受け入れて前に進む力――ラジカルアクセプタンス
再評価の過程において、まずは状況や感情を認識し、「受け入れる」ことが大切であると綴ってきましたが、この過程にも実は名前がついています。「ラジカルアクセプタンス」というものです。
忘れもしない羽生結弦選手の北京オリンピック。2度の金メダルに輝いたのち臨んだショートプログラムでは冒頭の4回転サルコウが踏み切れずに1回転に。思わずあっと声を上げてしまう場面でした。
そうなったのは、他の選手が練習時にトウジャンプをしたときにできた氷の溝にスケートの刃がはまってしまい、踏み切れなかったことが原因でした。
羽生選手はこのハプニングにも動じることなく、その後のプログラムを完璧に滑り切りました。3度目の金メダルに、そして国内外のファンからの期待がかかるオリンピックで、最後まで作品を完成させることに集中し、自分の美学を貫いた羽生選手の技術と精神力には尊敬の念を贈りたいです。

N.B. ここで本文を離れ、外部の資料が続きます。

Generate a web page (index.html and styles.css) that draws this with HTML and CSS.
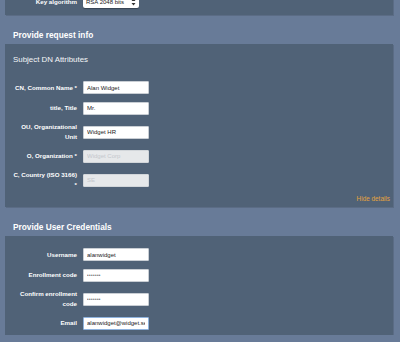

羽生選手は以前から「自分の運命は自分で決める」というオーナーシップを持った姿を一貫してファンに見せてくれていたと思います。その生き様に勇気をもらったのは私だけではないでしょう。
どうして羽生選手はあんなにも強くしなやかな考え方ができるのでしょうか。ここで私は「ラジカルアクセプタンス」という言葉を思い浮かべます。
これは心理学用語で、自分のコントロール下ではないことを良い/悪いの評価を下すことなく、「起きたこと」としてアクセプト(受容)することを意味します。
アクセプトすることは、諦めることでも、許容することでも、無理に忘れようとしたり、起きたことから湧いてくる感情を抑えつけたりすることでもありません。「起きたことは変えられない」という事実を認識し、受け入れて前に進む力というものです。
渋滞でも「目的のない時間を楽しもう」と思えるか
ベストコンディションで臨むべく、選手たちはオリンピックに向けて、私たちが計り知れないほどの努力をし、コンディションを整えて来ています。にもかかわらず自分のミスではなく、たまたまできてしまった溝にはまり、1回転ジャンプになってしまった。
自分のコントロールが利かない状態に陥った場合、原因となる人や物事を探そうとしたり、事実を受け入れられず「ありえない」と否定したくなることはとても自然なことです。
しかし「過去を変えたい」「やり直したい」と望む気持ちが強ければ強いほど、精神的にはとても消耗し、強い抑うつや不安が伴います。
羽生選手が意識していたかどうかは定かではありませんが、私はあのわずかな時間で「ラジカルアクセプタンス」を行っていたと解釈しています。ありのままを受け入れ、前に進む力「ラジカルアクセプタンス」は、アスリートに限らず私たちにとっても有用な思考法の一つです。
例えば、渋滞にはまったときに、「あっちの道に行っていれば」と後悔したり、動かない周りの車にイライラしクラクションを鳴らしたりしたくなることもあるかもしれませんが、どんなにもがいても渋滞の中にいる事実は変わらないのです。
その事実を受け入れると、「この時間を使って好きなラジオ番組を聞いてみよう」「一緒に車に乗っている人と会話を楽しもう」あるいは「目的のない時間を楽しもう」と、自分の考えをただ赴くままに漂わせる時間を過ごせるかもしれません。受け入れることで前に進めることもあるのです。
私が受けたハラスメントの例でも、自分のコントロール下ではない仕方がないことを「仕方がない」と受け入れたことで、不思議と「ここから先の運命は自分のものだ」というオーナーシップが働いたのでした。
逆説的ですが、「仕方がないこともある」と認識することで、それ以降はむしろ自分のコントロールが利くと気づけたのです。